- The exercise -
Reproduce the listing exactly, with no pictures in your copy.

[start of Dataset excerpt]

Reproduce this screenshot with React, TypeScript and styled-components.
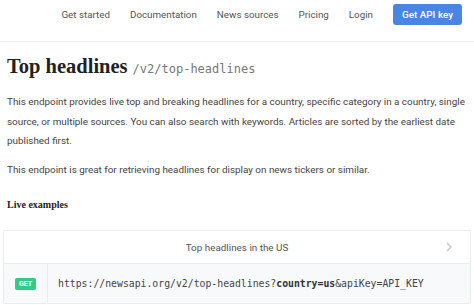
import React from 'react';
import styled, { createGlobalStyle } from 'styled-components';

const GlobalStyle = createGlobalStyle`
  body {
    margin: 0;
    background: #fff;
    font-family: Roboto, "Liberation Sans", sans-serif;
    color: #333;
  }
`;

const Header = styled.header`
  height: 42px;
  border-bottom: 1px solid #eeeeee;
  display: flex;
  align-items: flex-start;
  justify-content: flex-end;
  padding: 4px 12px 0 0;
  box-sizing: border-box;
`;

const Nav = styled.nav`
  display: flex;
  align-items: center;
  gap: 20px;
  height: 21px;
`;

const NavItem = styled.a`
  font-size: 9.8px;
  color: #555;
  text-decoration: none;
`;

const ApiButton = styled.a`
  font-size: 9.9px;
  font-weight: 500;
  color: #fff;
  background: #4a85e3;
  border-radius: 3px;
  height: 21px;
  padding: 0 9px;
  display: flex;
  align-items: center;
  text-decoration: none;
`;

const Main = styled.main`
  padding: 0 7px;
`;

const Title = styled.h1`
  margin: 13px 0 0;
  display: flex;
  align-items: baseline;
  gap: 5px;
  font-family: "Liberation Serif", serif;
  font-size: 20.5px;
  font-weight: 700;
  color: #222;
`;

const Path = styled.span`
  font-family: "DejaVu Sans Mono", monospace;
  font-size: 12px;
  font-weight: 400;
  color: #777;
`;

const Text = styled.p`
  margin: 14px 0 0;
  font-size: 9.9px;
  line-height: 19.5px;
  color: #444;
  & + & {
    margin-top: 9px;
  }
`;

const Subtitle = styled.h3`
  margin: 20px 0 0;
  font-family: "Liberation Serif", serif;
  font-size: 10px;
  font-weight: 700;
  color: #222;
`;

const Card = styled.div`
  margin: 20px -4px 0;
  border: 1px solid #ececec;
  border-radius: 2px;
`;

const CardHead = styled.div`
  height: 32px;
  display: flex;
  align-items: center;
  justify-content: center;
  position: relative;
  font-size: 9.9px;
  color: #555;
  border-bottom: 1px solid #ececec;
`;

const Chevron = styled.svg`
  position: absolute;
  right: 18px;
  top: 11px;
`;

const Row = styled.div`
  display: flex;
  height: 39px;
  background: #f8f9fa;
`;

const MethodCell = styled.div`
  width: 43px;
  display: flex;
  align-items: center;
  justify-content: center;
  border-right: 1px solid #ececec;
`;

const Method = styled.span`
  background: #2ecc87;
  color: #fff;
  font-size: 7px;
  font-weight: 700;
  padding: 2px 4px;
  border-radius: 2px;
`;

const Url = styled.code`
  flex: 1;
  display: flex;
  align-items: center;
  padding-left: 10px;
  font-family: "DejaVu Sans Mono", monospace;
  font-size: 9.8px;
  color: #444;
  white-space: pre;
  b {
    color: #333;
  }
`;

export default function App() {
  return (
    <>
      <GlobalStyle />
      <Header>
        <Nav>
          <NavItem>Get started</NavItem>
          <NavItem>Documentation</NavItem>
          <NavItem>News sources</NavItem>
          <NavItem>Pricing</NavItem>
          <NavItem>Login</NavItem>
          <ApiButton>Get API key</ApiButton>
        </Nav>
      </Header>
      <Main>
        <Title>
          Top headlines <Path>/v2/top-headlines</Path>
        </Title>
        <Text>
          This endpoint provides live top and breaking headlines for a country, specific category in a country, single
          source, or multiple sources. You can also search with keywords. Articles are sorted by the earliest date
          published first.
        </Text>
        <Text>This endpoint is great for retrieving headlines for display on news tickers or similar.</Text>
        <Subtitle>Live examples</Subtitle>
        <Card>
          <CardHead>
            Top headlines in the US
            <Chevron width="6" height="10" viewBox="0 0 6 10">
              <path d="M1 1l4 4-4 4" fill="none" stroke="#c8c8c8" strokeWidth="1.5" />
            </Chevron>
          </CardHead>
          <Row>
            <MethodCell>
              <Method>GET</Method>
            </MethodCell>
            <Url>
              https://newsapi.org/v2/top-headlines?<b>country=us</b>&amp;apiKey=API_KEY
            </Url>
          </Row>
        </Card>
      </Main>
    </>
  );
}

[end of Dataset excerpt]

- Output for this exercise -
Reproduce this screenshot with React, TypeScript and styled-components.
import React from 'react';
import styled, { createGlobalStyle } from 'styled-components';

const GlobalStyle = createGlobalStyle`
  body {
    margin: 0;
    background: #fff;
    font-family: Roboto, "Liberation Sans", sans-serif;
    color: #333;
  }
`;

const Header = styled.header`
  height: 42px;
  border-bottom: 1px solid #eeeeee;
  display: flex;
  align-items: flex-start;
  justify-content: flex-end;
  padding: 4px 12px 0 0;
  box-sizing: border-box;
`;

const Nav = styled.nav`
  display: flex;
  align-items: center;
  gap: 20px;
  height: 21px;
`;

const NavItem = styled.a`
  font-size: 9.8px;
  color: #555;
  text-decoration: none;
`;

const ApiButton = styled.a`
  font-size: 9.9px;
  font-weight: 500;
  color: #fff;
  background: #4a85e3;
  border-radius: 3px;
  height: 21px;
  padding: 0 9px;
  display: flex;
  align-items: center;
  text-decoration: none;
`;

const Main = styled.main`
  padding: 0 7px;
`;

const Title = styled.h1`
  margin: 13px 0 0;
  display: flex;
  align-items: baseline;
  gap: 5px;
  font-family: "Liberation Serif", serif;
  font-size: 20.5px;
  font-weight: 700;
  color: #222;
`;

const Path = styled.span`
  font-family: "DejaVu Sans Mono", monospace;
  font-size: 12px;
  font-weight: 400;
  color: #777;
`;

const Text = styled.p`
  margin: 14px 0 0;
  font-size: 9.9px;
  line-height: 19.5px;
  color: #444;
  & + & {
    margin-top: 9px;
  }
`;

const Subtitle = styled.h3`
  margin: 20px 0 0;
  font-family: "Liberation Serif", serif;
  font-size: 10px;
  font-weight: 700;
  color: #222;
`;

const Card = styled.div`
  margin: 20px -4px 0;
  border: 1px solid #ececec;
  border-radius: 2px;
`;

const CardHead = styled.div`
  height: 32px;
  display: flex;
  align-items: center;
  justify-content: center;
  position: relative;
  font-size: 9.9px;
  color: #555;
  border-bottom: 1px solid #ececec;
`;

const Chevron = styled.svg`
  position: absolute;
  right: 18px;
  top: 11px;
`;

const Row = styled.div`
  display: flex;
  height: 39px;
  background: #f8f9fa;
`;

const MethodCell = styled.div`
  width: 43px;
  display: flex;
  align-items: center;
  justify-content: center;
  border-right: 1px solid #ececec;
`;

const Method = styled.span`
  background: #2ecc87;
  color: #fff;
  font-size: 7px;
  font-weight: 700;
  padding: 2px 4px;
  border-radius: 2px;
`;

const Url = styled.code`
  flex: 1;
  display: flex;
  align-items: center;
  padding-left: 10px;
  font-family: "DejaVu Sans Mono", monospace;
  font-size: 9.8px;
  color: #444;
  white-space: pre;
  b {
    color: #333;
  }
`;

export default function App() {
  return (
    <>
      <GlobalStyle />
      <Header>
        <Nav>
          <NavItem>Get started</NavItem>
          <NavItem>Documentation</NavItem>
          <NavItem>News sources</NavItem>
          <NavItem>Pricing</NavItem>
          <NavItem>Login</NavItem>
          <ApiButton>Get API key</ApiButton>
        </Nav>
      </Header>
      <Main>
        <Title>
          Top headlines <Path>/v2/top-headlines</Path>
        </Title>
        <Text>
          This endpoint provides live top and breaking headlines for a country, specific category in a country, single
          source, or multiple sources. You can also search with keywords. Articles are sorted by the earliest date
          published first.
        </Text>
        <Text>This endpoint is great for retrieving headlines for display on news tickers or similar.</Text>
        <Subtitle>Live examples</Subtitle>
        <Card>
          <CardHead>
            Top headlines in the US
            <Chevron width="6" height="10" viewBox="0 0 6 10">
              <path d="M1 1l4 4-4 4" fill="none" stroke="#c8c8c8" strokeWidth="1.5" />
            </Chevron>
          </CardHead>
          <Row>
            <MethodCell>
              <Method>GET</Method>
            </MethodCell>
            <Url>
              https://newsapi.org/v2/top-headlines?<b>country=us</b>&amp;apiKey=API_KEY
            </Url>
          </Row>
        </Card>
      </Main>
    </>
  );
}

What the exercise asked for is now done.